Since we have the entire "signal" - in this case a set of FIR coefficients - we can do the entire convolution of each of the phases and then recombine. Didn't seem like a big stretch to me.

I have spent many years working on various sample rate conversion schemes, including nasty ratios like 44.1 ksps to/from 48.0 ksps (147/160), and so I've had to figure out a few tricks along the way.

Thanks again.

David

Hi David, thanks for the kind words. The notion of using a polyphase FIR interpolation process never occurred to me! There see, ...that's why they pay you the big bucks and I only make thirty seven cents an hour.

Thanks David,

It works. Interesting method but hard for me to understand its principles.

That was quick.

The principle is simple.

Normally to up-sample, we would add zeros between existing samples, and run through the newly designed h1.

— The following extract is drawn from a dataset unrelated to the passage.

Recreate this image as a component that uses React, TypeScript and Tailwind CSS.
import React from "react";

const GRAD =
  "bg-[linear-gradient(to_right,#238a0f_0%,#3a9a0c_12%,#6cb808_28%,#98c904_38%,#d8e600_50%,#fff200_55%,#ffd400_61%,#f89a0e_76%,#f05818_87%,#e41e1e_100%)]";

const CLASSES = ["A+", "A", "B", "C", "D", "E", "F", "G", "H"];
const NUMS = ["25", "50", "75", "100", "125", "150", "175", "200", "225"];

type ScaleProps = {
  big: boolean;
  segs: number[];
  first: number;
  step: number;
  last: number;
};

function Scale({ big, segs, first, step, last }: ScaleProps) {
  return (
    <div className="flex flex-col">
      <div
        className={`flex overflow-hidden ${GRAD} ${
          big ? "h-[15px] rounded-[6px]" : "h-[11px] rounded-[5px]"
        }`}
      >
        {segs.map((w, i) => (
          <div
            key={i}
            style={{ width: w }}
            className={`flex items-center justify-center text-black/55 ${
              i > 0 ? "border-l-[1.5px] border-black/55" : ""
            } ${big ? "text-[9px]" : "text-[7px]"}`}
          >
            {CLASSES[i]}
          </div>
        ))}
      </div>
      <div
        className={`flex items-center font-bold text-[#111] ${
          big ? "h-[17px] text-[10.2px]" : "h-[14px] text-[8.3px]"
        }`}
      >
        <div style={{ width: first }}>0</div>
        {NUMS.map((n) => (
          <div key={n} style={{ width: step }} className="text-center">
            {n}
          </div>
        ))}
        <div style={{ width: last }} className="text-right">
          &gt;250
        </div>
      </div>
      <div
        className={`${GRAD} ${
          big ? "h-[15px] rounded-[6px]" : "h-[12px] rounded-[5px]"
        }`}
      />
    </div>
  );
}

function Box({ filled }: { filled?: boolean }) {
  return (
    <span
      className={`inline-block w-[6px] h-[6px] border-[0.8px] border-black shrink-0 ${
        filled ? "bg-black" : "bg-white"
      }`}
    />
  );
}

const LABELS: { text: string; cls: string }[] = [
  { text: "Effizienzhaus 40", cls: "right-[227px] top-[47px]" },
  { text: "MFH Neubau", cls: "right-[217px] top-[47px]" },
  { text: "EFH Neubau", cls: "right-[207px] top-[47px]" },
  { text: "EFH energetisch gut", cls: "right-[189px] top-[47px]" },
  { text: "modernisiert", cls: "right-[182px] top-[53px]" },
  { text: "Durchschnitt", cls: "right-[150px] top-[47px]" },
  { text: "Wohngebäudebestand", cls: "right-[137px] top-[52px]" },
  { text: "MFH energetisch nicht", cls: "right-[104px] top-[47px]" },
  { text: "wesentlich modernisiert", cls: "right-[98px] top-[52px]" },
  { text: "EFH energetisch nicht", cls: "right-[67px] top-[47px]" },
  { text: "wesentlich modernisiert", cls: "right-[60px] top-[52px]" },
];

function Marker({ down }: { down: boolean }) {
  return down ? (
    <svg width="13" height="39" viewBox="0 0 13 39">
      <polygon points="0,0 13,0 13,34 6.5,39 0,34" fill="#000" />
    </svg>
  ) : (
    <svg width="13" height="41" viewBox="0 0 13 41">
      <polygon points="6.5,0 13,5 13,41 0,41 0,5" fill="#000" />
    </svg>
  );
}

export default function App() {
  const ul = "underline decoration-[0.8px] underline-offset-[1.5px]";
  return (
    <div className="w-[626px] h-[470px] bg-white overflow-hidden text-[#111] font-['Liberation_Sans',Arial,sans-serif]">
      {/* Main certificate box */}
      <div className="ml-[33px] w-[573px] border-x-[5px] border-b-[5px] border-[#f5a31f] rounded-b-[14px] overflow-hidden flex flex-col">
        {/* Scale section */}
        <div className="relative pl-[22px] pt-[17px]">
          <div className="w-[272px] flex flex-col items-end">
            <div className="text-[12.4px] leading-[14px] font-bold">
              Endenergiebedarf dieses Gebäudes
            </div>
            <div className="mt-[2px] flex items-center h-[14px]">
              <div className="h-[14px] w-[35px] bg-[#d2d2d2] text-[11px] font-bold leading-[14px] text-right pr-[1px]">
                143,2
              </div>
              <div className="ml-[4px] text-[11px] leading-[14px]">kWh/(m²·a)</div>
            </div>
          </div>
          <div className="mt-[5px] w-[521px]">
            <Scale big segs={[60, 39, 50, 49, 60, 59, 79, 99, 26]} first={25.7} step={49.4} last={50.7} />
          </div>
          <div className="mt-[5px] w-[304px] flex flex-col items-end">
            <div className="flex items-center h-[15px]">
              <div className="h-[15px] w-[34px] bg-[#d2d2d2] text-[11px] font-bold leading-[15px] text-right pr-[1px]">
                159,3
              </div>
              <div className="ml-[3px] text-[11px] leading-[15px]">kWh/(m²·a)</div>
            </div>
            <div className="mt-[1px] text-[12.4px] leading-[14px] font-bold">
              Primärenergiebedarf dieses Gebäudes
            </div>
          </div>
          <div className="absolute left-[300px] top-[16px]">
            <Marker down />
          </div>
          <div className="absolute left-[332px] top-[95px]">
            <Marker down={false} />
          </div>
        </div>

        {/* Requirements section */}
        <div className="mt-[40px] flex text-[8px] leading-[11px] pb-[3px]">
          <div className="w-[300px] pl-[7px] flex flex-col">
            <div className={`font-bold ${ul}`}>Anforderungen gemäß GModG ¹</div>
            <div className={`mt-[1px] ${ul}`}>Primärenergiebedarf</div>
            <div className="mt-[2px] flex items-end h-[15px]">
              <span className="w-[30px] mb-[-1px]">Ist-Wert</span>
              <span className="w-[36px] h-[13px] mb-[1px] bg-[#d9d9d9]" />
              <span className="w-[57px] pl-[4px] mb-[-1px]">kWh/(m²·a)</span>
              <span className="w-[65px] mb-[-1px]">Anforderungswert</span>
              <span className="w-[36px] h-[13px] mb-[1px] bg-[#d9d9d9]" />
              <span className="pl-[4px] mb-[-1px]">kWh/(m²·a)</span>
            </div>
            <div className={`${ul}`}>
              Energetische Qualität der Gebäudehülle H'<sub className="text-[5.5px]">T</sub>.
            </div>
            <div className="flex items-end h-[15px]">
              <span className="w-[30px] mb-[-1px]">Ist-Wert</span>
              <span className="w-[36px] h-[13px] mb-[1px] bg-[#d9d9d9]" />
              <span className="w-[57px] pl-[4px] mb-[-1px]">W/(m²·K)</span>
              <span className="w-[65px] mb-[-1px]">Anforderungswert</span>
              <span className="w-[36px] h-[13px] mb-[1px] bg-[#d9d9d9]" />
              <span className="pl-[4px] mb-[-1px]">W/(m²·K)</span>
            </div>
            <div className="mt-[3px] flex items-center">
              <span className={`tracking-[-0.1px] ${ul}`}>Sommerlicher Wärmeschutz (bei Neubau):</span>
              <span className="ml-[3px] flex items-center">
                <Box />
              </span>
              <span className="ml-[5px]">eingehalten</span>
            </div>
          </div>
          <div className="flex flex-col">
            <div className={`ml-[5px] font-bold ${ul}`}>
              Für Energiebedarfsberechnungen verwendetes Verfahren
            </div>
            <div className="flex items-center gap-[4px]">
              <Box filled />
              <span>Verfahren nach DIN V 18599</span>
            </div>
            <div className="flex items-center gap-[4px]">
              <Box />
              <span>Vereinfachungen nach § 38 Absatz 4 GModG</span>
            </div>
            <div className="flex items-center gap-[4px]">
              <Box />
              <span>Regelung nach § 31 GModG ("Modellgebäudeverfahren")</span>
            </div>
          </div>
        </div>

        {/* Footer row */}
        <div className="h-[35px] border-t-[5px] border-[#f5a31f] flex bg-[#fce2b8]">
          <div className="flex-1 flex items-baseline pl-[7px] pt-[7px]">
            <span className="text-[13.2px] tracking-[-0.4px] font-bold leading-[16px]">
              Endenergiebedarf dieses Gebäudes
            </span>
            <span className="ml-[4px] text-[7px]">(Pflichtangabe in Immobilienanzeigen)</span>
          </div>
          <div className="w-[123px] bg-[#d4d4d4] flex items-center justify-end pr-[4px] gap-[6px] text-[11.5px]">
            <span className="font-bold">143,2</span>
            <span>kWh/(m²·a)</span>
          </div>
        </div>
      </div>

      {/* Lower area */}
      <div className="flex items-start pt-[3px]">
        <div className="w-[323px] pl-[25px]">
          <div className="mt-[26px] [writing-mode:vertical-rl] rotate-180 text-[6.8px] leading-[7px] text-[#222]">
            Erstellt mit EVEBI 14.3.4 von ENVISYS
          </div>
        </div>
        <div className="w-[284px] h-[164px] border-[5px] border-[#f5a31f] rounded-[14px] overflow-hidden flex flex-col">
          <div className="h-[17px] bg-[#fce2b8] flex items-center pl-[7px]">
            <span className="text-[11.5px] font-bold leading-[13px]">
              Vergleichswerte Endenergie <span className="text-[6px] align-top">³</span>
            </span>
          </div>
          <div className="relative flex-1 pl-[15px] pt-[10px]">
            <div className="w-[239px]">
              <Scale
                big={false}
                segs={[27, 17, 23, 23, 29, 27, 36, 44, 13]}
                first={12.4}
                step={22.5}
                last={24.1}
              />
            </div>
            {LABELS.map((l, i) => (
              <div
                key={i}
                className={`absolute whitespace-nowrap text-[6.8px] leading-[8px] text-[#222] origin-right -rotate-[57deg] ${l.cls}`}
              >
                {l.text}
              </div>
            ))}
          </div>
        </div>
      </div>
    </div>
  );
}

Instead we keep the spacing of the existing FIR H_orig, and create two different phases (hence polyphase) of the new oversampling filter. (This process avoids any multiplies by the inserted zeros.) We convolve to create two different phases of the interpolated H_orig filter. Now we just have to reassemble the two phases into one longer oversampled filter.

Voila!

For higher up-sampling rates, we just need to reduce the cutoff of the h1 design.

Great!

David

Hi David

Really appreciate the suggestion. I believe what you are suggesting is a more efficient implementation of interpolation. Efficiency isn't a big requirement for me since this is an 'offline' operation. I have tried various forms of interpolation but I haven't yet found a form which preserves the filtering action or bandwidth sufficiently well.

Many thanks, Probbie

If your filter has n taps and you use fft method I suggest:

you use n fft resolution (you may use high resolution but then it requires truncation).

Pad the fft bins on either side of dc with last bin value (instead of zero) then do 2*n ifft and pick up the 2*n coefficients from amplitude of ifft output then scale for unity (dc gain of 2)

Hi Kaz

Good suggestion - seems to work. I have to finesse the transition from the last bin to the value used in padding in order to avoid frequency domain ripple.